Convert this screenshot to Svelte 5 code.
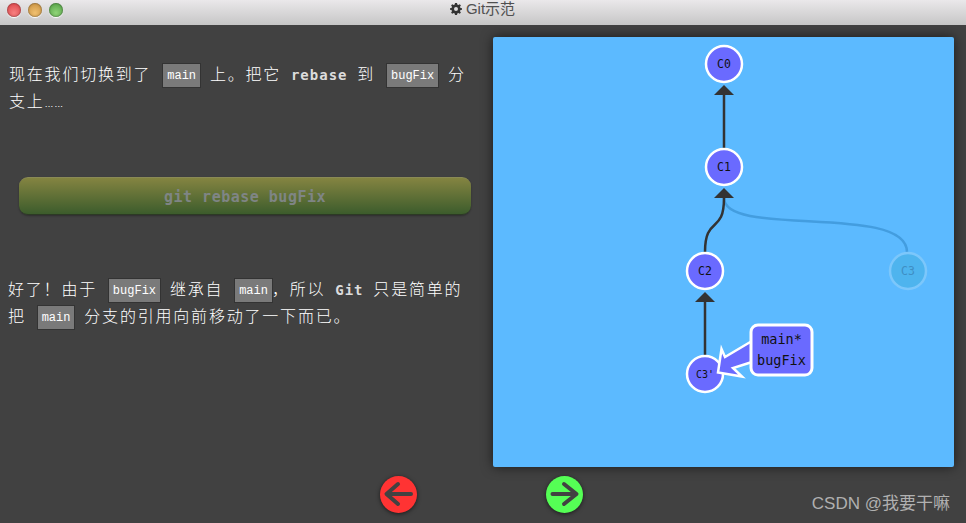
<script>
  const nodes = [
    { id: 'C0', x: 724, y: 64, cls: 'label' },
    { id: 'C1', x: 724, y: 167, cls: 'label' },
    { id: 'C2', x: 705, y: 271, cls: 'label' },
    { id: "C3'", x: 705, y: 374, cls: 'label small' }
  ];
</script>

<div class="window">
  <header class="titlebar">
    <div class="lights">
      <span class="light red"></span>
      <span class="light amber"></span>
      <span class="light green"></span>
    </div>
    <div class="title">
      <svg class="gear" viewBox="0 0 12 12" width="12" height="12" aria-hidden="true">
        <path fill="#333" fill-rule="evenodd" d="M5 0h2l.3 1.6 1.1.5L9.8 1.2l1.1 1.2-.9 1.3.5 1.2 1.5.3v1.6l-1.5.3-.5 1.2.9 1.3-1.1 1.2-1.4-.9-1.1.5L7 12H5l-.3-1.6-1.1-.5-1.4.9-1.1-1.2.9-1.3-.5-1.2L0 6.8V5.2l1.5-.3.5-1.2-.9-1.3 1.1-1.2 1.4.9 1.1-.5zM6 4a2 2 0 1 0 0 4 2 2 0 0 0 0-4z"/>
      </svg>
      <span>Git示范</span>
    </div>
  </header>

  <main class="content">
    <section class="instructions">
      <p class="para first">现在我们切换到了 <code>main</code> 上。把它 <strong>rebase</strong> 到 <code>bugFix</code> 分支上<span class="dots">……</span></p>
      <div class="command">git rebase bugFix</div>
      <p class="para second">好了！由于 <code>bugFix</code> 继承自 <code>main</code>，所以 <strong>Git</strong> 只是简单的把 <code>main</code> 分支的引用向前移动了一下而已。</p>
    </section>

    <section class="canvas">
      <svg viewBox="493 37 461 430" width="461" height="430" role="img" aria-label="Git 提交树">
        <path class="edge" d="M724 95V149" />
        <path class="head" d="M724 85 734 95H714Z" />
        <g class="ghost">
          <path class="edge faded" d="M907 252C907 203 724 238 724 198" />
          <circle class="node" cx="908" cy="271" r="18" />
          <text class="label" x="908" y="275">C3</text>
        </g>
        <path class="edge" d="M705 252C705 215 724 235 724 198" />
        <path class="head" d="M724 188 734 198H714Z" />
        <path class="edge" d="M705 302V356" />
        <path class="head" d="M705 292 715 302H695Z" />
        {#each nodes as n}
          <circle class="node" cx={n.x} cy={n.y} r="18" />
          <text class={n.cls} x={n.x} y={n.y + 4}>{n.id}</text>
        {/each}
        <path class="branch-arrow" d="M752 341 725 357 721.5 349 718 372.5 742 376.5 733 368 752 362Z" />
        <rect class="branch" x="751" y="325" width="61" height="50" rx="7" />
        <text class="branch-text" x="781.5" y="344">main*</text>
        <text class="branch-text" x="781.5" y="365">bugFix</text>
      </svg>
    </section>
  </main>

  <nav class="controls">
    <button class="nav back" aria-label="后退">
      <svg viewBox="0 0 37 37" width="37" height="37"><path d="M31 18H7M18 8 6.500 18 18 28" /></svg>
    </button>
    <button class="nav forward" aria-label="前进">
      <svg viewBox="0 0 37 37" width="37" height="37"><path d="M6.500 18H30M18 8 30.500 18 18 28" /></svg>
    </button>
  </nav>

  <div class="watermark">CSDN @我要干嘛</div>
</div>

<style>
  :global(body) {
    margin: 0;
    background: #414141;
  }
  .window {
    width: 966px;
    height: 523px;
    position: relative;
    overflow: hidden;
    background: #414141;
    display: flex;
    flex-direction: column;
    font-family: "Noto Sans CJK SC", sans-serif;
  }
  .titlebar {
    height: 25px;
    box-sizing: border-box;
    position: relative;
    display: flex;
    align-items: center;
    justify-content: center;
    background: linear-gradient(#eae8ea, #c6c6c6);
    flex: none;
  }
  .lights {
    position: absolute;
    left: 7px;
    top: 3px;
    display: flex;
    gap: 7px;
  }
  .light {
    width: 14px;
    height: 14px;
    border-radius: 50%;
    box-shadow: 0 1px 1px #fff, inset 0 0 2px rgba(0, 0, 0, 0.6);
  }
  .red { background: radial-gradient(circle at 50% 70%, #f78080, #d83c42); }
  .amber { background: radial-gradient(circle at 50% 70%, #f0c070, #c48c3c); }
  .green { background: radial-gradient(circle at 50% 70%, #90d478, #4c9a40); }
  .title {
    display: flex;
    align-items: center;
    gap: 4px;
    margin-left: -1px;
    margin-top: -7px;
    color: #505050;
    font: 15px/18px "Liberation Sans", "Noto Sans CJK SC", sans-serif;
  }
  .content {
    display: flex;
    height: 442px;
    flex: none;
  }
  .instructions {
    width: 493px;
    flex: none;
    box-sizing: border-box;
    padding: 35px 20px 0 9px;
    color: #fff;
  }
  .para {
    margin: 0;
    font-size: 16px;
    font-weight: 300;
    line-height: 27px;
    letter-spacing: 1.8px;
    word-spacing: 4.500px;
  }
  .dots {
    font: 9px "Liberation Sans", sans-serif;
    letter-spacing: 0.6px;
  }
  .para.first { margin-bottom: 63px; }
  .para.second { margin-top: 60px; margin-left: -1px; }
  code {
    display: inline-block;
    box-sizing: border-box;
    height: 25px;
    padding: 0 4px;
    margin: -1px -1px -1px 1px;
    border: 1px solid #333;
    background: #7a7a7a;
    color: #fff;
    font: 12px/24px "Liberation Mono", monospace;
    letter-spacing: 0;
    word-spacing: 0;
    vertical-align: middle;
  }
  strong {
    font: bold 14px "DejaVu Sans Mono", monospace;
    letter-spacing: 1px;
    margin: 0 0 0 0;
    color: #dcdcdc;
  }
  .command {
    margin-left: 10px;
    width: 452px;
    height: 38px;
    box-sizing: border-box;
    border-radius: 9px;
    background: linear-gradient(#848441, #3c5c2c);
    border-top: 1px solid #8a8a55;
    border-bottom: 1px solid #2c3a24;
    box-shadow: 0 1px 2px rgba(0, 0, 0, 0.3);
    color: #7f8585;
    font: bold 15px/39px "DejaVu Sans Mono", monospace;
    letter-spacing: 0.5px;
    text-align: center;
  }
  .canvas {
    width: 461px;
    height: 430px;
    margin-top: 12px;
    flex: none;
    background: #5cbaff;
    border-radius: 2px;
    box-shadow: 0 0 12px rgba(0, 0, 0, 0.6);
  }
  .canvas svg { display: block; }
  .edge {
    fill: none;
    stroke: #333;
    stroke-width: 2.5;
  }
  .edge.faded { stroke: #2a7fc0; opacity: 0.5; }
  .head { fill: #333; }
  .node {
    fill: #6a6aff;
    stroke: #fff;
    stroke-width: 2.5;
  }
  .ghost .node {
    fill: #4eb4ee;
    stroke: #7cc7fb;
  }
  .ghost .label { fill: #3f8fc4; }
  .label {
    font: 11.5px "DejaVu Sans Mono", monospace;
    text-anchor: middle;
    fill: #111;
  }
  .label.small { font-size: 10px; }
  .branch-arrow {
    fill: #6a6aff;
    stroke: #fff;
    stroke-width: 2.5;
  }
  .branch {
    fill: #6a6aff;
    stroke: #fff;
    stroke-width: 3;
  }
  .branch-text {
    font: 13.5px "DejaVu Sans Mono", monospace;
    text-anchor: middle;
    fill: #111;
  }
  .controls {
    flex: 1;
    display: flex;
    align-items: flex-start;
    gap: 129px;
    padding: 9px 0 0 380px;
  }
  .nav {
    width: 37px;
    height: 37px;
    padding: 0;
    border: 0;
    border-radius: 50%;
    box-shadow: 0 1px 4px rgba(0, 0, 0, 0.6);
    display: block;
  }
  .back { background: #ff3333; }
  .forward { background: #55ff55; }
  .nav svg { display: block; }
  .nav path {
    fill: none;
    stroke: #424242;
    stroke-width: 4;
    stroke-linecap: round;
    stroke-linejoin: round;
  }
  .watermark {
    position: absolute;
    right: 16px;
    bottom: 9px;
    color: #b0b0b0;
    font: 17px/20px "Liberation Sans", "Noto Sans CJK SC", sans-serif;
  }
</style>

※

### Short exercise
Pull out each line containing the word "code" and copy it.

### Written reply
Convert this screenshot to Svelte 5 code.
      <p class="para first">现在我们切换到了 <code>main</code> 上。把它 <strong>rebase</strong> 到 <code>bugFix</code> 分支上<span class="dots">……</span></p>
      <p class="para second">好了！由于 <code>bugFix</code> 继承自 <code>main</code>，所以 <strong>Git</strong> 只是简单的把 <code>main</code> 分支的引用向前移动了一下而已。</p>
  code {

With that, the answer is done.